▸ **Task details**:
Check each line of the data for "this" and select those that have it.

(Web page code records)
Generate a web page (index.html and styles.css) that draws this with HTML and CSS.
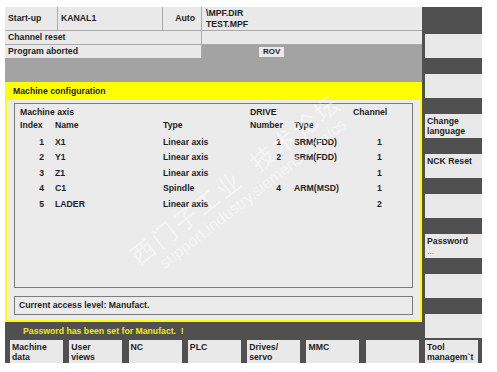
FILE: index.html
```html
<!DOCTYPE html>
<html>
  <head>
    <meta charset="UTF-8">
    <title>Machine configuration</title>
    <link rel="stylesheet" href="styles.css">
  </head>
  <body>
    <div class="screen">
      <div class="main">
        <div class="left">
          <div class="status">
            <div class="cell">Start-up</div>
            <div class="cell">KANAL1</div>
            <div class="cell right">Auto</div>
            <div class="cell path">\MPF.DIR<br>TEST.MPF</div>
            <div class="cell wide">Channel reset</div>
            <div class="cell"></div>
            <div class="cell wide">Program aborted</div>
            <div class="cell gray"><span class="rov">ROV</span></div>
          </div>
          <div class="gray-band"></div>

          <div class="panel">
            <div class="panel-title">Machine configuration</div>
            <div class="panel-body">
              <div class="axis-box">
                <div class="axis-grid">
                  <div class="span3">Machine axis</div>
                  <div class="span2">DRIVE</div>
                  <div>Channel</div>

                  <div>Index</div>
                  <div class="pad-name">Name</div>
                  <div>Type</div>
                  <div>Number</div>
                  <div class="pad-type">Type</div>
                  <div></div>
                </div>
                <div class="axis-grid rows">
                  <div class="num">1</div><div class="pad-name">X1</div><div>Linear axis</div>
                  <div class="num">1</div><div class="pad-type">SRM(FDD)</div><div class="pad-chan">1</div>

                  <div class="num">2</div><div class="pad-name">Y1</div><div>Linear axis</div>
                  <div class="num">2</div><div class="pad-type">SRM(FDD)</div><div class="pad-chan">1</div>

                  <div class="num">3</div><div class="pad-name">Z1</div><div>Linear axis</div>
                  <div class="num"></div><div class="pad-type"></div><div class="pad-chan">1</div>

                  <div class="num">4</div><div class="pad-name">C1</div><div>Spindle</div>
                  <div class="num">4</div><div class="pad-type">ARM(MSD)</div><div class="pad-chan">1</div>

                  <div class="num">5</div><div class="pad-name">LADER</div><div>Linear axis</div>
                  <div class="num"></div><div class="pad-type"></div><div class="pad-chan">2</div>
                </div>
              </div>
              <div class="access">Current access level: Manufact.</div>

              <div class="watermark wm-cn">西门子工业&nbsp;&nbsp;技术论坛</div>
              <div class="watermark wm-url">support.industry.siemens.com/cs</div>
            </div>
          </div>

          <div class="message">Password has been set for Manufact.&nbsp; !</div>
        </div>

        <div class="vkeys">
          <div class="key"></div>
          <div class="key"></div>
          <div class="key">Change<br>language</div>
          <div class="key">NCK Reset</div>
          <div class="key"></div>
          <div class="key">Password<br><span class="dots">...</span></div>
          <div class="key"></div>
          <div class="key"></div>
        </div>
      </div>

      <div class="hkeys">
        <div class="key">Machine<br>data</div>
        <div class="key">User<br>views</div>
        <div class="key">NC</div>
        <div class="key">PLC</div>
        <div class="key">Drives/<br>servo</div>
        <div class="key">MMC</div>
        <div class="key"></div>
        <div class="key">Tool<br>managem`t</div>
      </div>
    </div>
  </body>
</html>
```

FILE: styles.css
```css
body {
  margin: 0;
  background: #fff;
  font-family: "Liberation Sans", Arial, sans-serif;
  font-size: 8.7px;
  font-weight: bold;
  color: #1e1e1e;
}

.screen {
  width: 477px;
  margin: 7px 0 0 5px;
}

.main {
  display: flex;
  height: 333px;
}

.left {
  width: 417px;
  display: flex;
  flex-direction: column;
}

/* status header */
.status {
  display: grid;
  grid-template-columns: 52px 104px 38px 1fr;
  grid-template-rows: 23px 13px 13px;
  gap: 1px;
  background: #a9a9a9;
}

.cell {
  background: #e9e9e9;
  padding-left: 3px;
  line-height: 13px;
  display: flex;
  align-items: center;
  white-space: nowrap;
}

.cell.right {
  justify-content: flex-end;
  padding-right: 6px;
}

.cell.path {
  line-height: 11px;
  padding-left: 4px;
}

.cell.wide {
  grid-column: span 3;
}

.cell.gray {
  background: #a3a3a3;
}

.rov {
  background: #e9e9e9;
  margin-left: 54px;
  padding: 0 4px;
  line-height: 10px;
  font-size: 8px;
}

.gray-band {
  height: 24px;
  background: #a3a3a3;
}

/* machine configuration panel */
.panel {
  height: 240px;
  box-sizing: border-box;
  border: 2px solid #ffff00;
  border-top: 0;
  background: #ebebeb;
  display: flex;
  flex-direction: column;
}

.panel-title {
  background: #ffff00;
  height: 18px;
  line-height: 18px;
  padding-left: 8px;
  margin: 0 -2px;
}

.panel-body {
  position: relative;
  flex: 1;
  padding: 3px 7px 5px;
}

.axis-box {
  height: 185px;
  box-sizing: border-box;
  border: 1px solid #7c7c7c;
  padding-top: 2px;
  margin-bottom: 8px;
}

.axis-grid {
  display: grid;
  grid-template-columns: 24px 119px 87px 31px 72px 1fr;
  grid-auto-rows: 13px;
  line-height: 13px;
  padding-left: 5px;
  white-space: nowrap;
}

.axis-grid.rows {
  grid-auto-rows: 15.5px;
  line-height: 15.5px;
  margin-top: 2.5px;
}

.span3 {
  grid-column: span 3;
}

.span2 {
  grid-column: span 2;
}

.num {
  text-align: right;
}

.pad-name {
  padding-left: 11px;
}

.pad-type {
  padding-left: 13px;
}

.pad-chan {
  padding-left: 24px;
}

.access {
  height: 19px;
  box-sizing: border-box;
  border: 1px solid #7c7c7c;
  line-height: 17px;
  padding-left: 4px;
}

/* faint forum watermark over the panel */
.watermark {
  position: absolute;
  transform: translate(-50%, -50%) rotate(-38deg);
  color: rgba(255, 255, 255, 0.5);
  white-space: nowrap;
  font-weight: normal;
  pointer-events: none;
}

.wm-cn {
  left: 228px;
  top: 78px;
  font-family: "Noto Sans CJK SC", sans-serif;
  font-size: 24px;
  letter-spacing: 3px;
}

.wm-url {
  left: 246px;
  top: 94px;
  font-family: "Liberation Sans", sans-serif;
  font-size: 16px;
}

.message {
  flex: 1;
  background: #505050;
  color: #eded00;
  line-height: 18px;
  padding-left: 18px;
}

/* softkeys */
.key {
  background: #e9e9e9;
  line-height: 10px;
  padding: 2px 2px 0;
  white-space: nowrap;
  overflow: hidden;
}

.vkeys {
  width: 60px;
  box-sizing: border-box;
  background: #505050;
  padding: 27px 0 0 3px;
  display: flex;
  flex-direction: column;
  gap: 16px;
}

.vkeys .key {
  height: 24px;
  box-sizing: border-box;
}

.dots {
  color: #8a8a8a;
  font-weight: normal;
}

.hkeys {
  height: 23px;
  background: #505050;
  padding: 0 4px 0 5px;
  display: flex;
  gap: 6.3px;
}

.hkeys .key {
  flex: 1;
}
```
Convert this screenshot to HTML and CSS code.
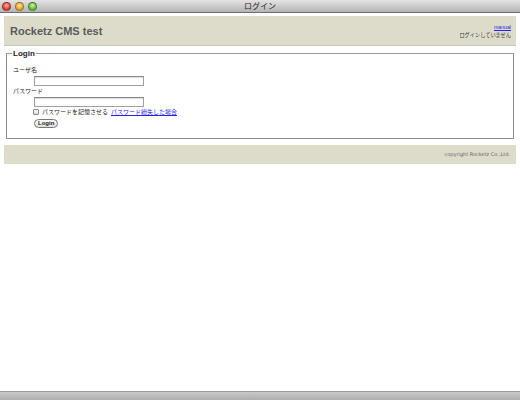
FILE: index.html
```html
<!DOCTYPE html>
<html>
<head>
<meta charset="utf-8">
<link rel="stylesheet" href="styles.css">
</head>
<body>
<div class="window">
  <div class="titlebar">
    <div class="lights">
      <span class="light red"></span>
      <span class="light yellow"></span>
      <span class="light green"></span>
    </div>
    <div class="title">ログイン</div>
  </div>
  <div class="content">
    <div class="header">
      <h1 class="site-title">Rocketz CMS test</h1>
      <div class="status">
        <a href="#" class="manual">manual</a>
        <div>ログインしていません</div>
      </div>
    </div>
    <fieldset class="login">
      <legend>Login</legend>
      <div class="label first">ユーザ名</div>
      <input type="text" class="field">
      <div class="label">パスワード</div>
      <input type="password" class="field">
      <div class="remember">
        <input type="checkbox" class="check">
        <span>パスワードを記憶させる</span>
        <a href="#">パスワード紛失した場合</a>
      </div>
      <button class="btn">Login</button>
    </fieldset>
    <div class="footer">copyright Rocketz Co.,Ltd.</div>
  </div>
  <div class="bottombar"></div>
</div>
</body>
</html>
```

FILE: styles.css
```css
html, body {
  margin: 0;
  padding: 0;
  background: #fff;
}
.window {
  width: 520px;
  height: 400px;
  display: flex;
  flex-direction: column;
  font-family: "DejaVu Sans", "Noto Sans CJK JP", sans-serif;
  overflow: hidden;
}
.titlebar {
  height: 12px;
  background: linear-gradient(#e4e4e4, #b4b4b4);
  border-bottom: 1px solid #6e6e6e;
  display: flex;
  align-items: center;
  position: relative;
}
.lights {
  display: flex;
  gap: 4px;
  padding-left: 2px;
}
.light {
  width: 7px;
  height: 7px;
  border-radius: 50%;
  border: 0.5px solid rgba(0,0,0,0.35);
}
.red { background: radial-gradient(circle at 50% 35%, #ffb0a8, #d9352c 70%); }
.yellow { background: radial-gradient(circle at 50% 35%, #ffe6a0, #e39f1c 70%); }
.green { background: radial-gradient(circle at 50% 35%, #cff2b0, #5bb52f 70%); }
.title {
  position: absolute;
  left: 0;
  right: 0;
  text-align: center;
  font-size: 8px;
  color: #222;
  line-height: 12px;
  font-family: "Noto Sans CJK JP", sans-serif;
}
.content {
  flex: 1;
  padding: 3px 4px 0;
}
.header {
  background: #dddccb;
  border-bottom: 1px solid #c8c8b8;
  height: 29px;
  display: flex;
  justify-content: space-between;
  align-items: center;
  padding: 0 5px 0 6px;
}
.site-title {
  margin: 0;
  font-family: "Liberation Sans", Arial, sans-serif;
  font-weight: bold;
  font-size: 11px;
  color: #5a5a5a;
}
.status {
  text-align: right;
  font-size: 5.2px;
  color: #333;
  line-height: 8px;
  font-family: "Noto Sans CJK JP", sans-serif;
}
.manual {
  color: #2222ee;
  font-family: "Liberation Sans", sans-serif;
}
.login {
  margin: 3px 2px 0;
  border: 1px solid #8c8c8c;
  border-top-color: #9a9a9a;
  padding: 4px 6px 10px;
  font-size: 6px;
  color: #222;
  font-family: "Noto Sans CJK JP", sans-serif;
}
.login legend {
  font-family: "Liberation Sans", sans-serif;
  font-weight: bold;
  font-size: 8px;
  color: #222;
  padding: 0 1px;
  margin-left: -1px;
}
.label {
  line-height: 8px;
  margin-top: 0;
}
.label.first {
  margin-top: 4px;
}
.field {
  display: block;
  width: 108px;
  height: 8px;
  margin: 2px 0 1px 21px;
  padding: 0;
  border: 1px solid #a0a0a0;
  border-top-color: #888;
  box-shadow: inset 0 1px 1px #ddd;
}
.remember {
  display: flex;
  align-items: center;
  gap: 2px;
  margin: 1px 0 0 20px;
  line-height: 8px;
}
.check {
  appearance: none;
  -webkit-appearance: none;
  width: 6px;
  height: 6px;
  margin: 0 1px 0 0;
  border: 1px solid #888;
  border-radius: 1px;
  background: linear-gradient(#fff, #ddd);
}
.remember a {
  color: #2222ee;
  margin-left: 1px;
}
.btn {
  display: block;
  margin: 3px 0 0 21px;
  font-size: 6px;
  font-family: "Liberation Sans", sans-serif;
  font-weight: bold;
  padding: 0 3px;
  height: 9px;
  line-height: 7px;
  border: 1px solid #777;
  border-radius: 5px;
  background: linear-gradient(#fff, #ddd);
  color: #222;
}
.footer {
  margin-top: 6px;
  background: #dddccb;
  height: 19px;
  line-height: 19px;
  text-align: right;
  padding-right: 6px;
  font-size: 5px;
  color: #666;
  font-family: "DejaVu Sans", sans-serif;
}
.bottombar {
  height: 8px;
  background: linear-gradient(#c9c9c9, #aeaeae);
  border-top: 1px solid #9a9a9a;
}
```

▸ **Result**:
Generate a web page (index.html and styles.css) that draws this with HTML and CSS.
Convert this screenshot to HTML and CSS code.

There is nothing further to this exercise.